Theory behind HTRfit
01-theoryBehindHtrfit.Rmd
RNA-sequencing is often used to determine how gene expression levels of biological samples depend on various parameters (eg. genotype, environment, age…). To determine expression changes between conditions, statistical analysis is employed to quantitatively assess whether gene expression is significantly modified in a condition compared to another. Experimental parameters such as sequencing depth, and the number of replicates, are expected to impact the statistical power of such analysis. To navigate the selection of optimal values for these experimental parameters, we introduce a comprehensive RNA-seq simulation tool, known as HTRfit. Within the simulations, biological parameters (number of genes, basal level of expression, effect sizes of explanatory variables on gene expression) can be precisely controlled to mimic the transcriptome of your organism of interest.
In addition, HTRfit provides flexible model fitting functions enabling the inclusion of fixed effects, mixed effects, and interactions in your RNAseq data analysis.
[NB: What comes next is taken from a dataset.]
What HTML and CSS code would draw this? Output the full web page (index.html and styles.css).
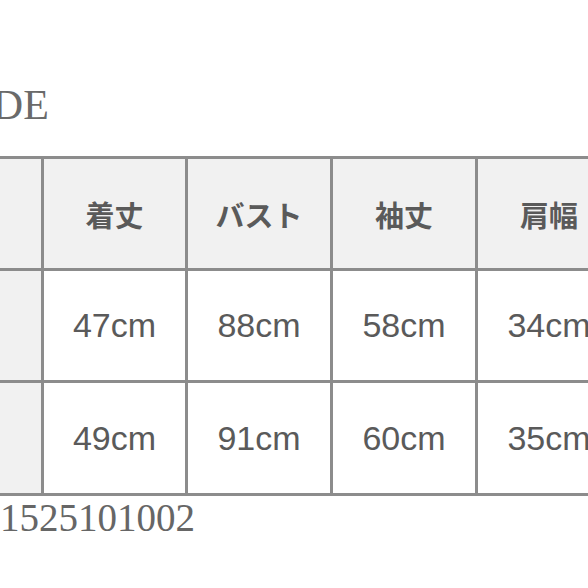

To facilitate the evaluation of RNA-seq analysis tools, HTRfit offers seamless compatibility with DESeq2 outputs.
HTRfit simulation workflow
In this modeling framework, counts denoted as \(K_{ij}\) for gene i and sample j are
generated using a negative binomial distribution. The negative binomial
distribution considers a fitted mean \(\mu_{ij}\) and a gene-specific dispersion
parameter \(alpha_i\). The fitted mean
\(\mu_{ij}\) is determined by a
parameter, \(q_{ij}\), which is
proportionally related to the sum of all effects specified using
init_variable()
or add_interaction()
. If basal
gene expressions are provided, the \(q_{ij}\) values are scaled accordingly
using the gene-specific basal expression value (\(bexpr_i\)). Furthermore, the coefficients
\(\beta_i\) represent the natural
logarithm fold changes for gene i across each column of the model matrix
X. The dispersion parameter \(dispersion_i\) plays a crucial role in
defining the relationship between the variance of observed counts and
their mean value. In simpler terms, it quantifies how far we expect
observed counts to deviate from the mean value for each genes. In
addition, HTRfit allows for sequencing depth control using a scalar
value specific to each sample (\(s_j\))
applied on the \(\mu_{ij}\) value.